♥ january 4 . 2019 ♥
# Pages of my journal – the Hermit’s journey #
As i sit here on my couch, my higher self on my right as usual, i reflect, 2018 is gone.
And i am good at beating myself up: you havent done enough, you havent worked hard enough, you are not worthy.
Higher Self smiles. “Thank god, at least YOU are here!” i tell HS. “WE ALL are”, he says 🙂
Reflecting: yeah, guess i screwed up some things lol, but mostly i grew, i realize i grow and keep growing, against all odds, against all fears.
2018 : Temperance, The always loving Raphael, Wings (fack, i have huge ones, still dont know how to use them lol), lots of pain and an ocean of tears, can i shed more? Yes, they tell me with a smile lol, mfs 🙂
Letting go : 2 turns to 3 The Divine Step In
Ana is visiting me lately, more frequently. She still doesn’t really tell me who she is …

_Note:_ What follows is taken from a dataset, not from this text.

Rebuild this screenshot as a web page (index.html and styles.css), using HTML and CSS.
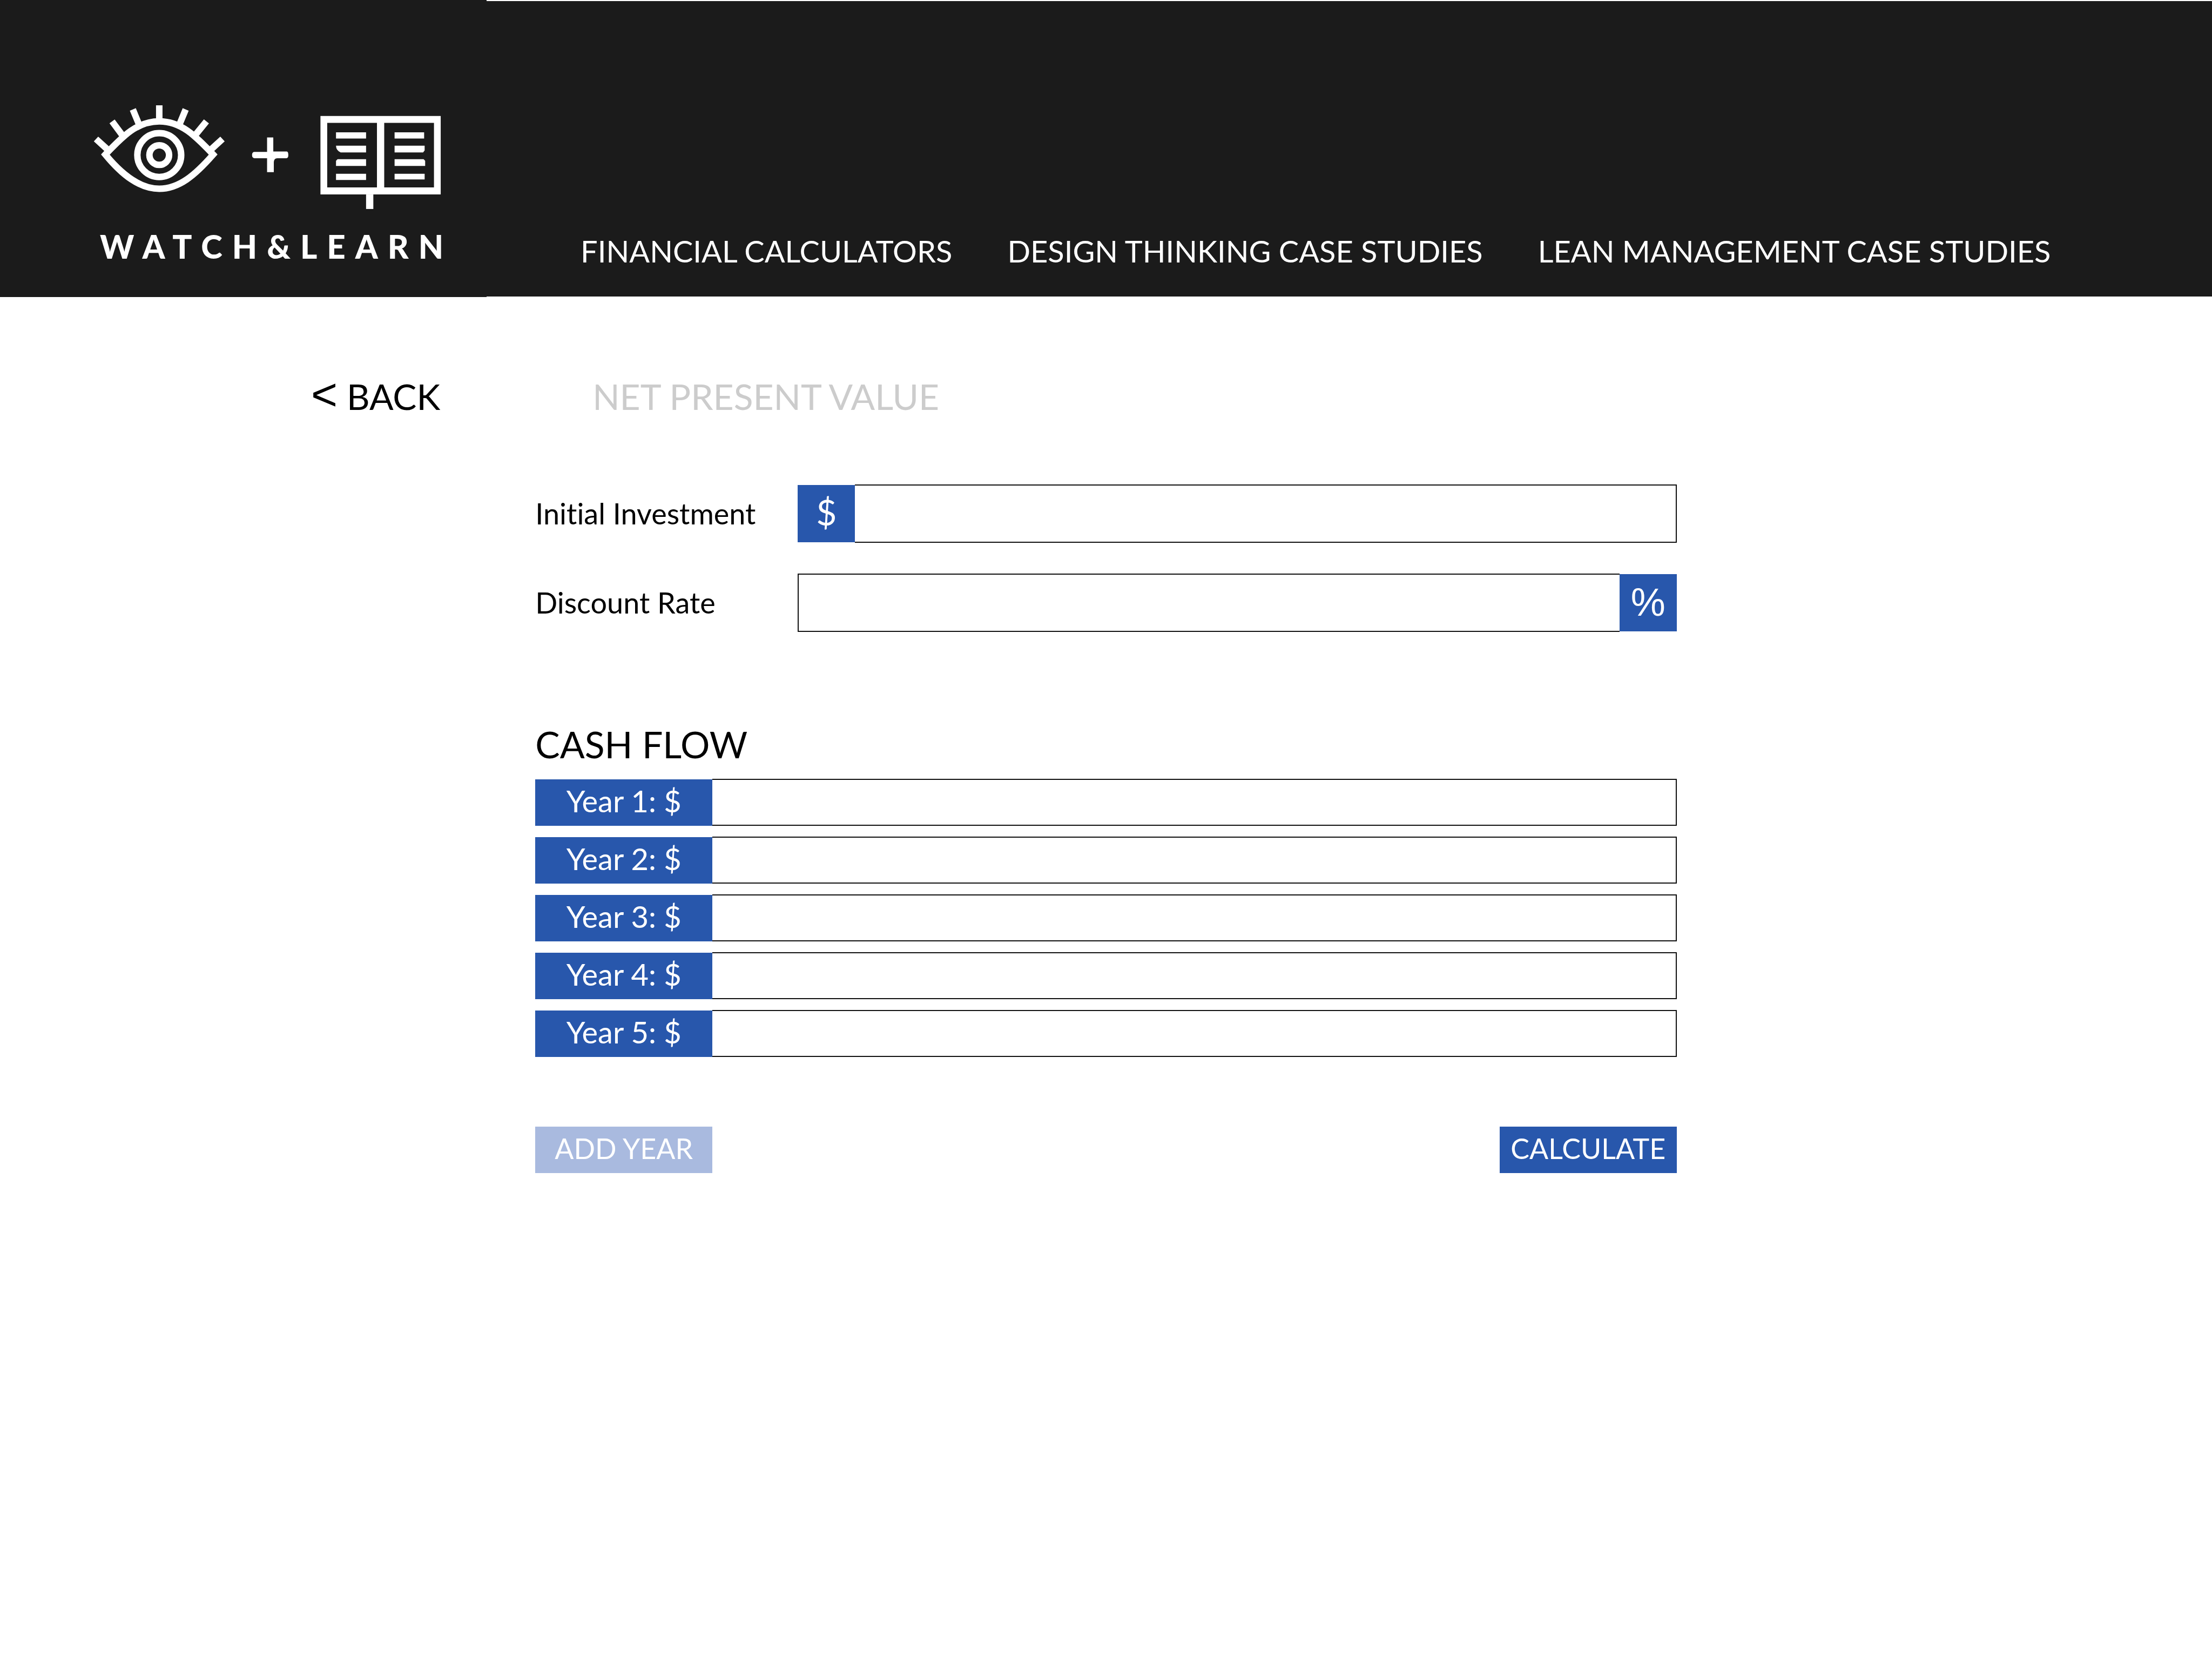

oke, as far as i know : our history goes back to Vega and the Lyran star system, i was Vega …
or, we were Vega, something like that, there was some unity together with Alcyone, the Pleiadian central sun.
Nowadays, Ana is my spirit guide, but her energy is sooo high its hard for me to reach her.
Let go, understand her. But i FEEL her, and she is mostly all white with a blue gaze, like ice.
My first name for her was The Ice Queen. The second was His Mother (lol), the third was Ana.
Ah, letting go yes!
Struggling the whole year with attachments, first and foremost to the twin flame journey. We gotta get rid of the label! It served its purpose. It drives people mad, yet, asking ourselves is the start, isn’t it?
Yes, what is the worst attachment? What is the worst fear?
Rejection popped up a few weeks ago, thought id handled that lol. Guess not.
Ah, i wanna end this now! Uh, i mean the journalling 🙂
Wrapping up not only 2018 but a bunch of lifetimes yo!